Tonight my brother, mom, and I ate indian food for dinner, on University Ave. My mom is visiting my brother for the time being, to help him get settled into his apartment.
Afterwards we needed to take the caltrain -- the two of them back to my brother's apartment in San Carlos, and me up to San Francisco to move into my new crash pad.
As we sauntered down University Ave, I looked up the train schedule and realized the next train would depart in seven minutes.
We ran for it.
We arrived breathless at the Palo Alto station just as the train pulled in. "Get on!" I said. "We'll buy tickets at the next stop!" The train only runs once per hour on weekends, and I didn't want us to sit there waiting.
My mom and I jumped onto the caltrain. My brother entered through a separate section in order to store his bicycle that he collected from Stanford today. He came and found us after a few minutes.
At the next stop, Tom ran off to buy three tickets. Because there were so few people getting off, the train jolted forward after only a few short seconds. My mom pounded on the doors as they closed on Tom, who was only a few steps away. In his hand, he held three caltrain tickets and my credit card.
"He'll have to ride the next train," I said to my mom. "We have to find his bike so that you can take it to his apartment. We have to hurry! San Carlos is only two stops away!"
We rushed through train compartments until we found the luggage section. There we tried to decipher which of the four bicycles belonged to Tom. We looked frantically through tags, locks, and stickers. Finally we figured out the right one, just as the train lurched to its second stop.
"Go, go!" I said. My mom grabbed the bicycle and carried it down the steps off the train and onto the platform. As the doors closed behind her and the train began moving again, I breathed a sigh of relief.

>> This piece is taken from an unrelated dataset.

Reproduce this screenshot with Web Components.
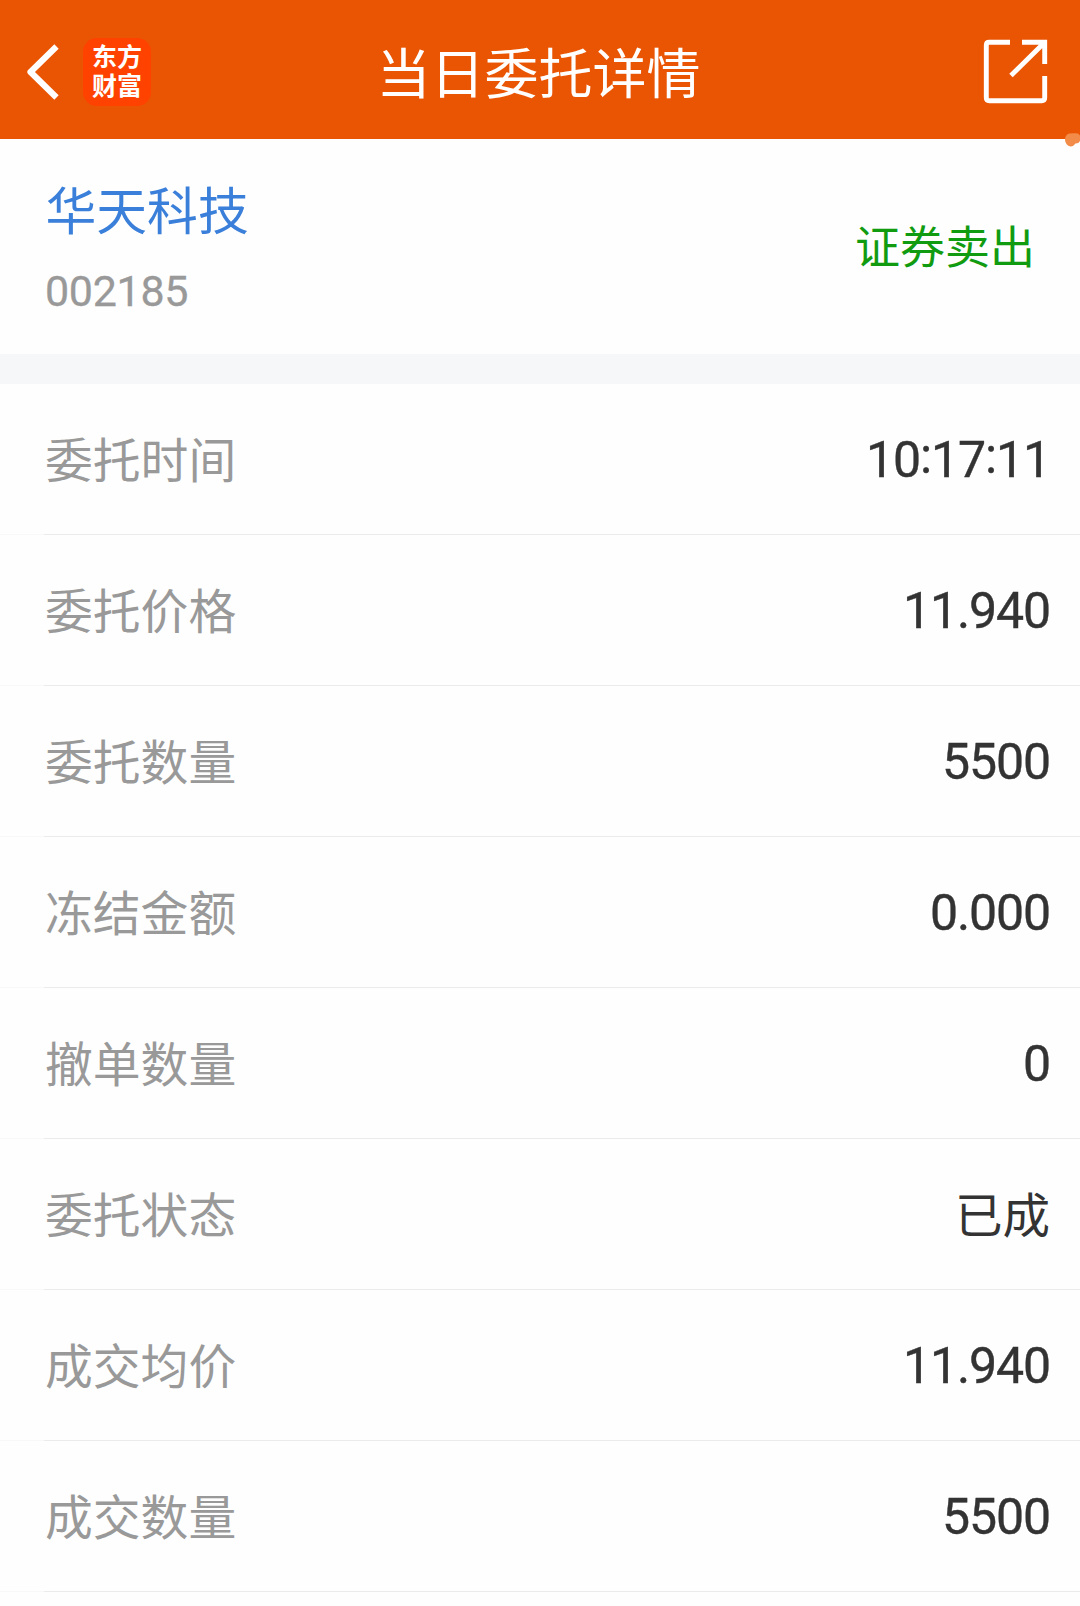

Then the conductor said, "Next stop, San Carlos."
"Shit!" I said.
So, my brother was stuck in one train station with my credit card. My mom was stuck at a different one with his bicycle. Both of them had to wait an hour for the next train.
Two minutes later, the conductor came through. "Tickets please!" he said.
I got an enormous fine for not having a ticket.
A couple hours later, as I related the story to Dan over the phone, I laughed so hard at the absurdity that tears came to my eyes.
"It's like that brainteaser," I gasped between laughter, "Where you have to transport the goat, the cabbage, and the wolf across the river."
Though I do feel bad to my brother and my mom. Sorry.